In an arrangement that would have far-reaching consequences, USPI essentially partnered with the former Northern Alliance commander, paying his soldiers a $5 per diem for performing guard duties. According to multiple sources familiar with USPI's operations, the firm went on to cut similar deals with power brokers throughout the country—basically buying the allegiance of tribal leaders and provincial officials as the road construction work passed through terrain under their control. "If you wanted security, you had to pay off the warlord or whoever controlled that region," says the former Berger official. In some cases, he says, militia commanders were paid simply to ensure "they're not going to attack you."
The alleged fraud scheme:
...Another USPI employee "stated that only about 50 percent of the guards for which USPI billed LBGI actually existed" and that Del Spier regularly overbilled for personnel. Not only were personnel records fabricated, this source said, but Del's executive assistant, an Afghan named Behzad Mehr, routinely created fake invoices from nonexistent companies for fuel and vehicles. According to one USPI informant, Bill Dupre, the company's operations manager in Afghanistan, instructed new employees to inflate costs in order to cover expenses like office supplies, ammo, and other items: "You were to put an extra 10 or 15 guards on the payroll that did not exist." The government alleged that "Del Spier knows about all these activities." It also claims that Barbara had been involved in the fraud as well, and had even been caught trying to deceive a federal auditor about invoicing Berger for an employee who was no longer working for the company...
The indictment cites additional evidence of fraud, including a May 29, 2005, email exchange in which Mehr had requested Del Spier's permission to insert addresses and phone numbers on fabricated invoices. Not only did Del direct him to do so, the indictment states, but he also told Mehr "to obtain office space in the event that LBGI requested to see the companies' offices." According to court records, templates used to create phony invoices were discovered on computers belonging to Mehr and Barbara Spier. Image files containing the scanned signatures of MOI officials, presumably used to make invoices look genuine, were also recovered.

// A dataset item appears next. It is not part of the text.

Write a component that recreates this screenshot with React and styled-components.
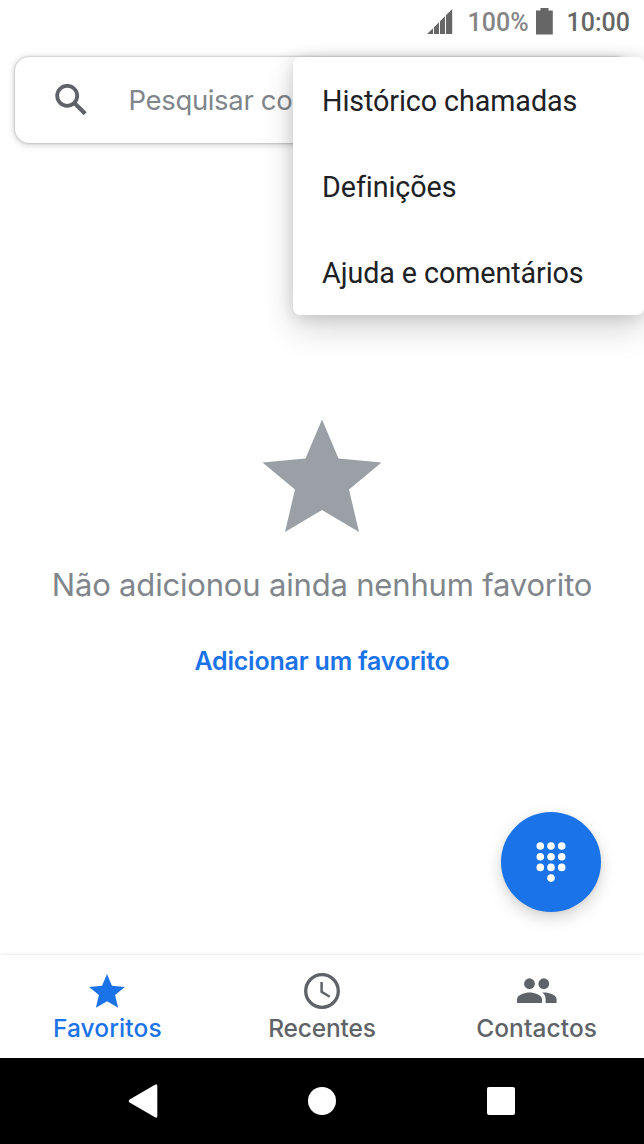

USPI's cowboy contractors and heavy losses:
According to the former security coordinator, whose account is supported by a variety of wire reports, USPI's guards were taking heavy casualties. "USPI lost a lot of guys," he says. "We were out in the desert getting pretty much executed."
"The operations were so hands-off," he adds. "They stuck people in bad places, and you had to do what you had to do to make sure you didn't get killed." He continues, "We were our own little warlords over there. We did our own thing. I could have shot a guy in the head on the side of the road and nobody would have said a thing."
Why would you hand a noncompete contract to a company with no rep to speak of and freshly bankrupted management team? Here's what my sources told me:
But Appleton believes he finally discovered why Berger officials were so reluctant to tamper with USPI's contract—and why Del Spier and his company may have landed the work in the first place. Once, Appleton asked Berger officials why USPI was hired. "The answer I got back was that Jim Myers and Del go way back," he says. Myers was the engineer in charge of Berger's Afghanistan operation, and the official who worked most closely with USPI. "Jim Myers was a 100 percent supporter of USPI and Del," explains the former Berger official. "He wouldn't accept criticisms of them. Certainly, he would never have entertained—ever, ever—removing USPI. Ever, despite anything. You just didn't mess with their contract." He continues, "It was just understood that there must have been a relationship between USPI and somebody in Berger, or Jim. That was just the way it was. That was the only logical reason why that would be in place...It was a relationship issue."
And, finally, why, if the Spiers are found guilty, their case is just the tip of the iceberg when it comes to reconstruction rip-offs in Afghanistan:
"It's just endemic," says the former Berger official, adding that many of these schemes were "hiding in plain sight." For instance, he says, he knows of people working on reconstruction projects who received several hundred thousand dollars in bribes from subcontractors. "They were the ones who had to sign off on the quantities, on the number of vehicles, on the invoicing," he says. "The contractor puts in a false invoice, they pay off the guy, the guy certifies it and submits it to USAID. No one's the wiser. The contractor makes money and the guy supervising it makes money." Laughing ruefully, he adds, "They bought a small plane for one of them. A small plane."